Global Water Futures (GWF) Grant Projects

Dr. Christine Wekerle is Mental Wellness Team Co-Lead alongside Lori Davis Hill (Director, Six Nations Health Services) and co-PI on a Global Water Futures grant (Canada First Research Excellence Fund; 300k) led by Dr. Dawn Martin Hill (Principal Investigator; Department of Anthropology, Indigenous Studies Program, McMaster University).

This project examines the connection between water security, mental wellness, and resilience among Indigenous peoples. This project ties in the rights to resilience-promoting environments (i.e., the right to water) and the right to wellness. The Mental Wellness Team will be holding community consultations to adapt the existing JoyPop app to be culturally relevant for Indigenous youth. This will include adding holistic features, emojis, and culture-based activities.

The Mental Wellness Team will also be holding digital media workshops for Six Nations (Oshweken, Ontario, Canada) youth on water resilience. Alongside McMaster PhD candidate, Sarah Duignan and Dr. Tina Moffatt (Faculty, Department of Social Sciences), the team will collect data on water access, water anxiety and resilience.

Our research findings will be disseminated through a digital art exhibit #ResilienceInWater and guidebook for practitioners, policy-makers, and professionals working with Indigenous youth on water anxiety and resilience.
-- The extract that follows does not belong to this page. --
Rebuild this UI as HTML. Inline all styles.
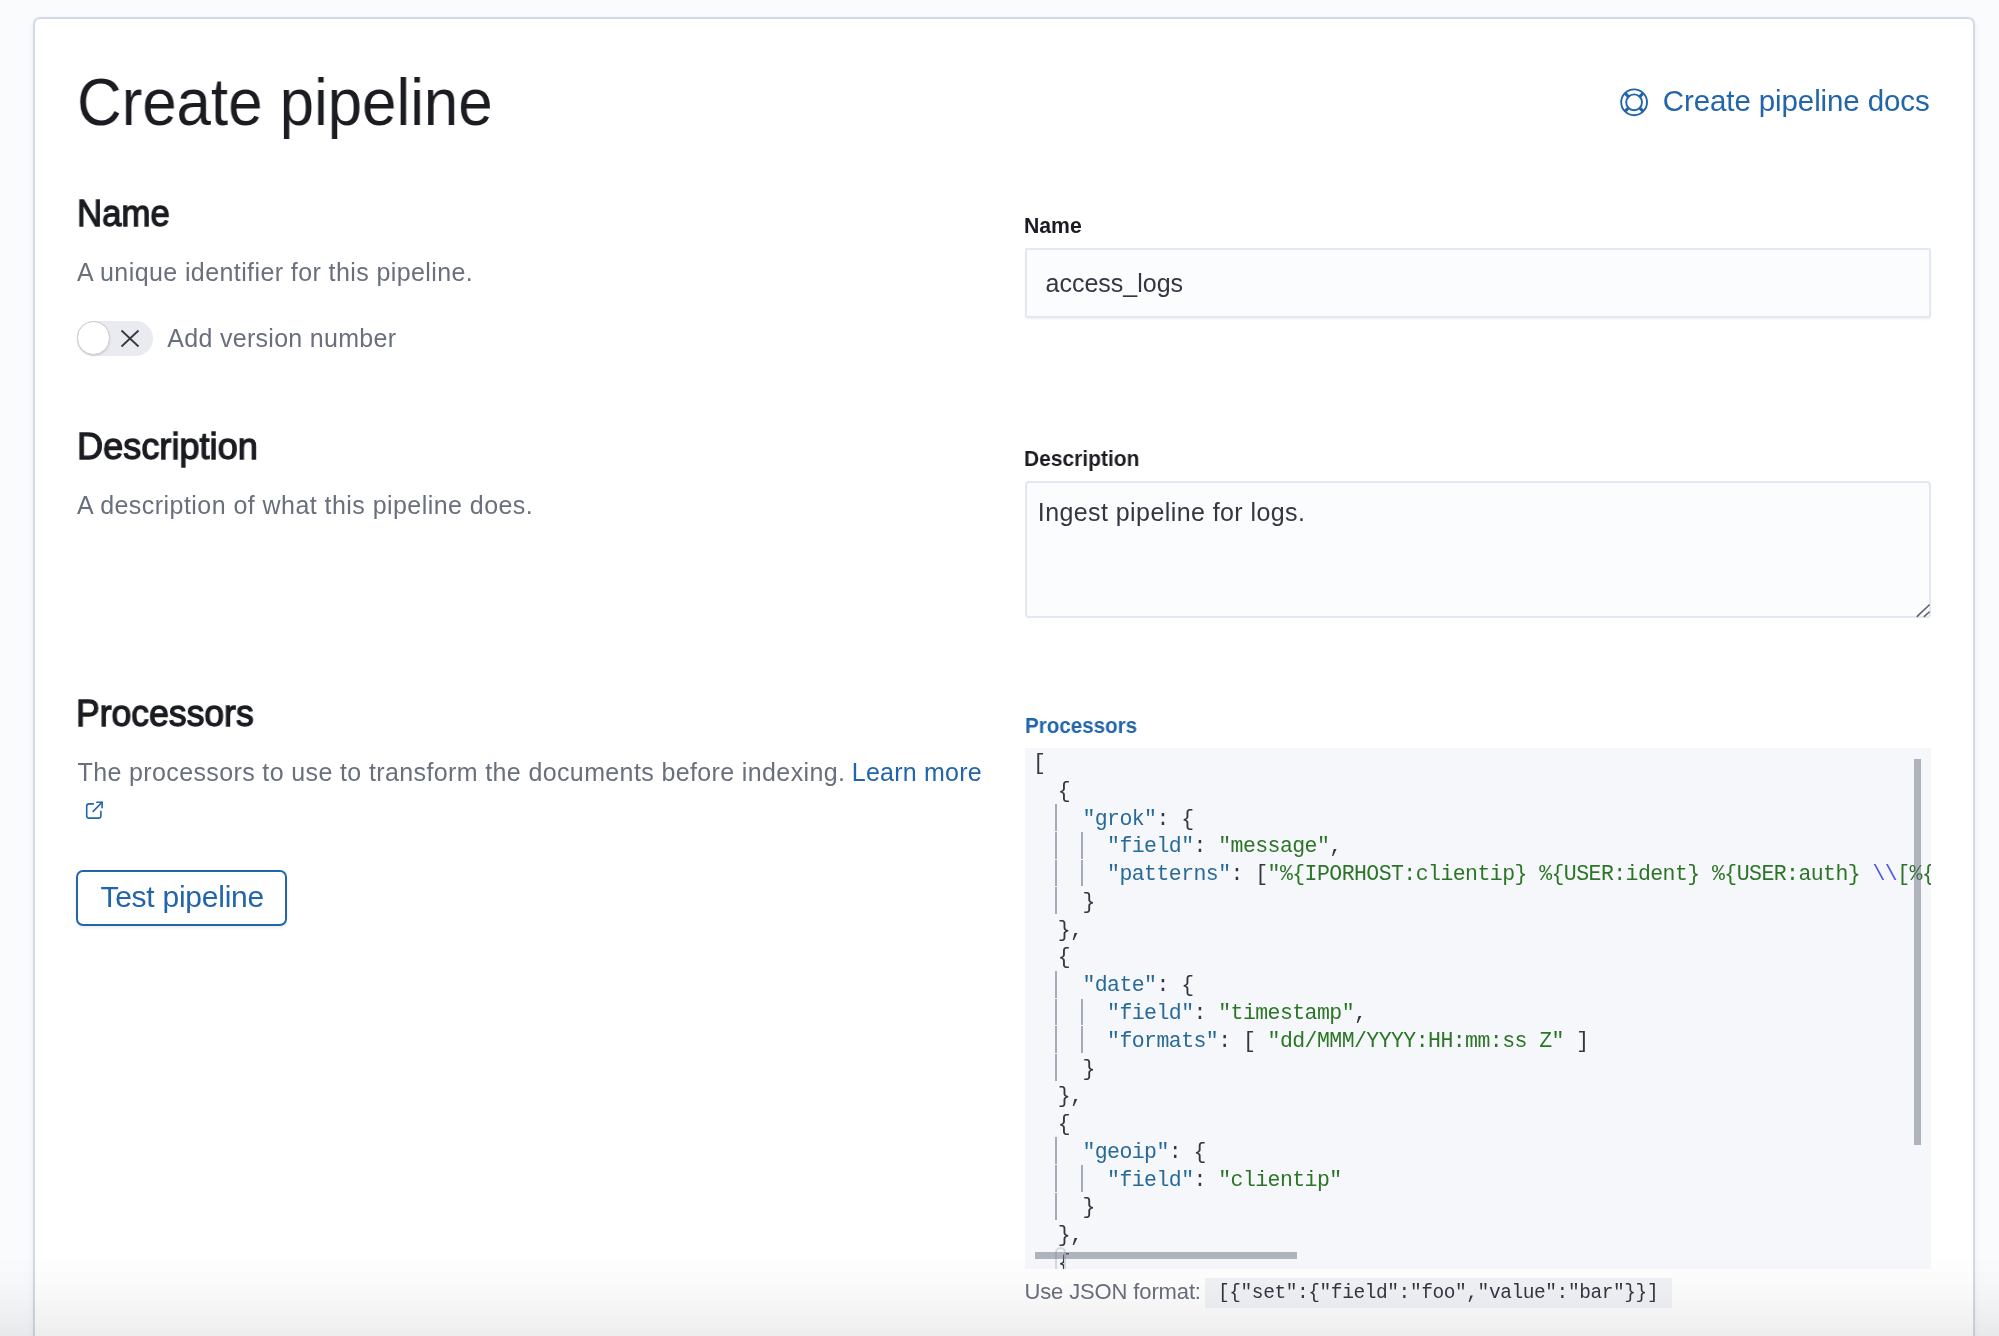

Canadian Institutes of Health Research Indigenous Gender and Wellness Development Grant Projects

Dr. Christine Wekerle is the Principal Investigator on a CIHR Indigenous Gender and Wellness Development Grant (Co-Principal Investigator: Dr. Dawn Martin Hill; Co-Investigators: Dr. Beverly Jacobs, Dr. Kristen Thomasen, & Denise McQueen; Knowledge User: Dr. Jeremy Green; Collaborator: Amanda [Amy] General). This project titled, “The Eniako’nikonhriiohake (One will have a good mind) Project: Building a technology-based resilience curriculum for Indigenous youth”  involves the study of the feasibility of JoyPop app for usage with Six Nations youth in grades seven to 12 over a one month period. This study will explore Indigenous youth mental health, the experience of water anxiety, resilience strategies, culture, and technology use.